Set exercise: In this exercise, return the whole listing exactly, excluding any images.

Source excerpt:
►

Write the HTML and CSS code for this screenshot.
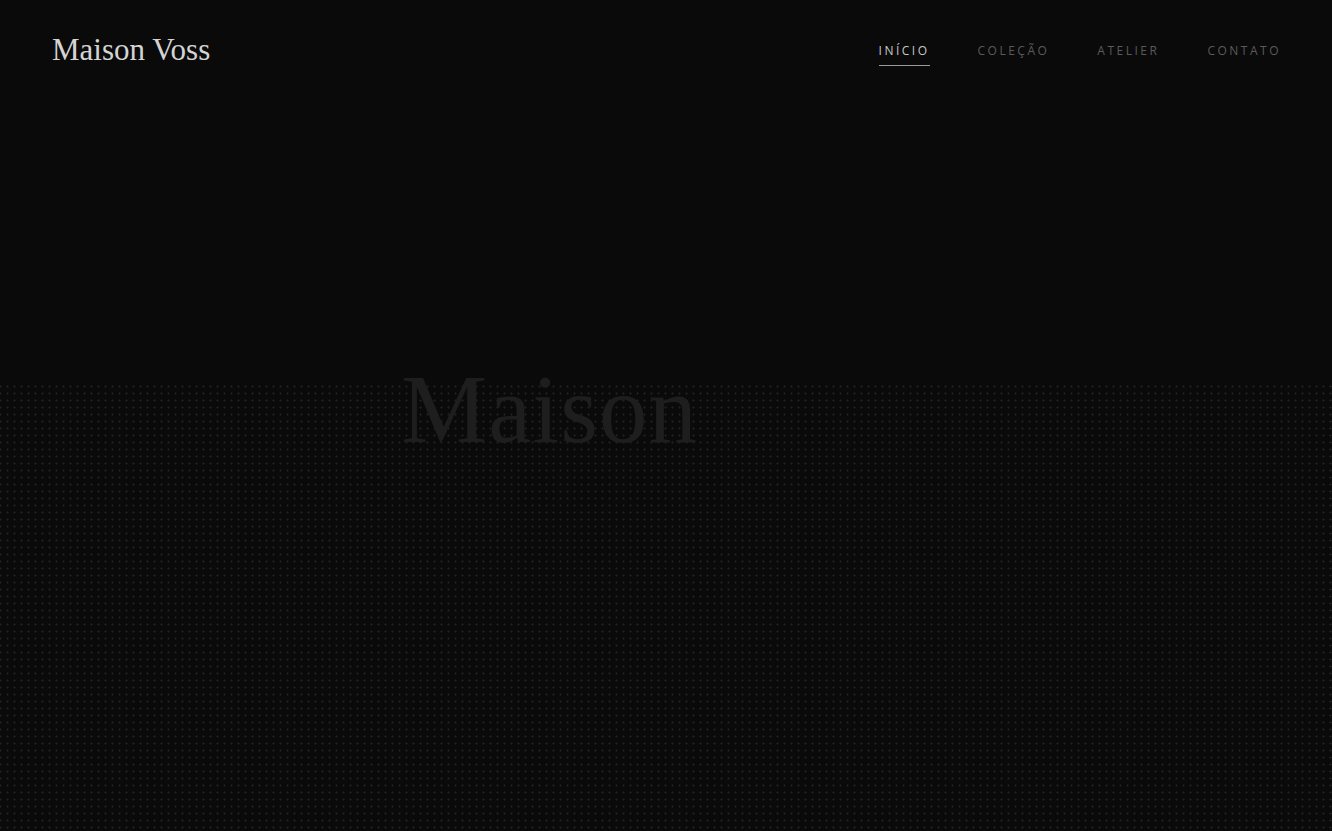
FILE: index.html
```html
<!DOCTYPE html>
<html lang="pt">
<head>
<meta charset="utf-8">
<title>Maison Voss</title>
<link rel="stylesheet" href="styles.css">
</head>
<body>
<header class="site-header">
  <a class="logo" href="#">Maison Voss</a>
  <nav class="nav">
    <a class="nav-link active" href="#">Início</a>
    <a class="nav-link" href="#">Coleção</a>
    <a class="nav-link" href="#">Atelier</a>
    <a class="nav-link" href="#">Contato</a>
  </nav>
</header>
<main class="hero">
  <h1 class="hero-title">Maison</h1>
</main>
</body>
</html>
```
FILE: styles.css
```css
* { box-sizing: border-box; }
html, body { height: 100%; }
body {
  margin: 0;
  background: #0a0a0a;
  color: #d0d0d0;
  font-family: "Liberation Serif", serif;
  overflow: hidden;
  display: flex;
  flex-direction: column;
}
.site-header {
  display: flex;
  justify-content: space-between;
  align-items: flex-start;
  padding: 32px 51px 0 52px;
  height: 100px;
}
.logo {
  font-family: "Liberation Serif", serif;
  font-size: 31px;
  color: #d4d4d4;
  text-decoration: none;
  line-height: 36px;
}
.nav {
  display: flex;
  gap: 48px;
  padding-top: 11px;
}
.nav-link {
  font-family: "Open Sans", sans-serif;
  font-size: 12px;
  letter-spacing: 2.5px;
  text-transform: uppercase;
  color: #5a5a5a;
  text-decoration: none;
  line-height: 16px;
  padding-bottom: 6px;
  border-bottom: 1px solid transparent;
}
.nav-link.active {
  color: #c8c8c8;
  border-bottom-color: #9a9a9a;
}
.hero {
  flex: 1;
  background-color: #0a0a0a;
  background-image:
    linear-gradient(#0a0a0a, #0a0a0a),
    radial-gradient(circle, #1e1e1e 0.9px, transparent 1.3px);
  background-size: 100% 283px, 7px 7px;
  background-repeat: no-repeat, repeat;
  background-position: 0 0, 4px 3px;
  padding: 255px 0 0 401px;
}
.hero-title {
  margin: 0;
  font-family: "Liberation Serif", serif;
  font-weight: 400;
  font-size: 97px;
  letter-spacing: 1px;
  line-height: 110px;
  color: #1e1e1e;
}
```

◄

Written solution:
Write the HTML and CSS code for this screenshot.
FILE: index.html
```html
<!DOCTYPE html>
<html lang="pt">
<head>
<meta charset="utf-8">
<title>Maison Voss</title>
<link rel="stylesheet" href="styles.css">
</head>
<body>
<header class="site-header">
  <a class="logo" href="#">Maison Voss</a>
  <nav class="nav">
    <a class="nav-link active" href="#">Início</a>
    <a class="nav-link" href="#">Coleção</a>
    <a class="nav-link" href="#">Atelier</a>
    <a class="nav-link" href="#">Contato</a>
  </nav>
</header>
<main class="hero">
  <h1 class="hero-title">Maison</h1>
</main>
</body>
</html>
```
FILE: styles.css
```css
* { box-sizing: border-box; }
html, body { height: 100%; }
body {
  margin: 0;
  background: #0a0a0a;
  color: #d0d0d0;
  font-family: "Liberation Serif", serif;
  overflow: hidden;
  display: flex;
  flex-direction: column;
}
.site-header {
  display: flex;
  justify-content: space-between;
  align-items: flex-start;
  padding: 32px 51px 0 52px;
  height: 100px;
}
.logo {
  font-family: "Liberation Serif", serif;
  font-size: 31px;
  color: #d4d4d4;
  text-decoration: none;
  line-height: 36px;
}
.nav {
  display: flex;
  gap: 48px;
  padding-top: 11px;
}
.nav-link {
  font-family: "Open Sans", sans-serif;
  font-size: 12px;
  letter-spacing: 2.5px;
  text-transform: uppercase;
  color: #5a5a5a;
  text-decoration: none;
  line-height: 16px;
  padding-bottom: 6px;
  border-bottom: 1px solid transparent;
}
.nav-link.active {
  color: #c8c8c8;
  border-bottom-color: #9a9a9a;
}
.hero {
  flex: 1;
  background-color: #0a0a0a;
  background-image:
    linear-gradient(#0a0a0a, #0a0a0a),
    radial-gradient(circle, #1e1e1e 0.9px, transparent 1.3px);
  background-size: 100% 283px, 7px 7px;
  background-repeat: no-repeat, repeat;
  background-position: 0 0, 4px 3px;
  padding: 255px 0 0 401px;
}
.hero-title {
  margin: 0;
  font-family: "Liberation Serif", serif;
  font-weight: 400;
  font-size: 97px;
  letter-spacing: 1px;
  line-height: 110px;
  color: #1e1e1e;
}
```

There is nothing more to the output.